Вы когда-нибудь рубили сахарный тростник? Помнит ли шершавая ладонь вес старого мачете? А ваш гибкий торс, влажный под полуденным солнцем, - хлестала ли его плеть надсмотрщика? Что, ни разу? И никакого хлопкового поля, бескрайнего, как блюз? Никакой девушки цвета кофе, протягивающей руку с дымящейся чашкой?
Мда. Соболезную. У меня вот случались помидорные поля на краю дунайских плавней. И корейские луковые плантации южной же Украины - случались.
Девушки наши, хоть и не цвета кофе, затягивали бывало высокими (эстрогенными) голосами "Нэсэ Галя воду", и континуум смещался, ручаюсь вам, обнажая краешек нездешнего солнца. Карибского? Африканского?
Думаете, я сейчас блюз воткну? Мадди Уотерса, а? Почти. Обязательно, но не сегодня.

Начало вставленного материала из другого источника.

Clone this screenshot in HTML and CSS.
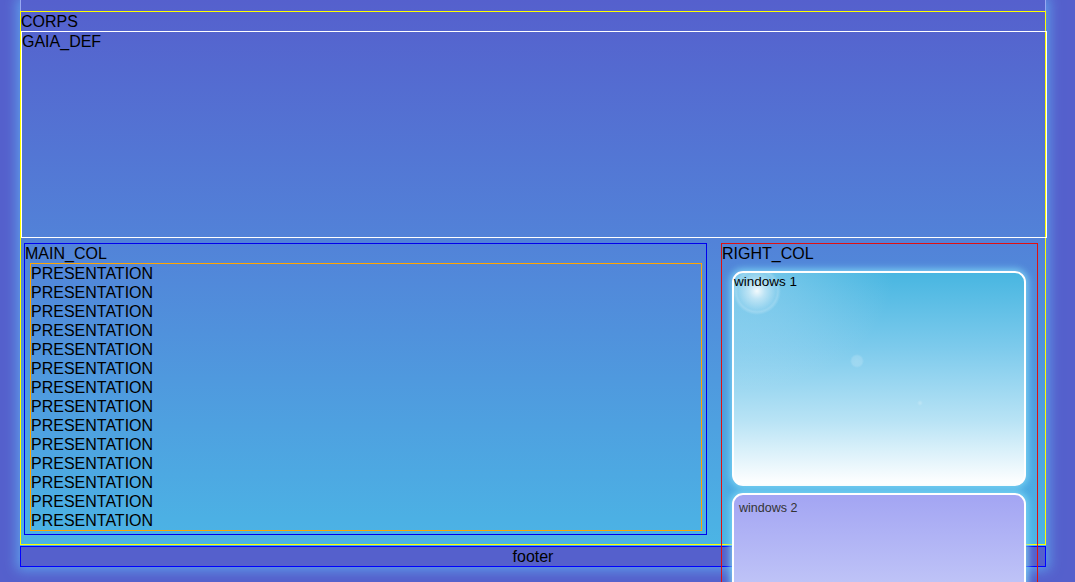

Говорят, Равель это услышал в стуке ткацких станков. Я верю. Континуум, говорю вам, имеет свойство смещаться. Негры на хлопковом поле поют монотонно-бесконечно, насыщая волокна звуком. А вот уже холст почти готов, натянут на станке, вибрирует неслышно - для всех, кроме Равеля. Не верите?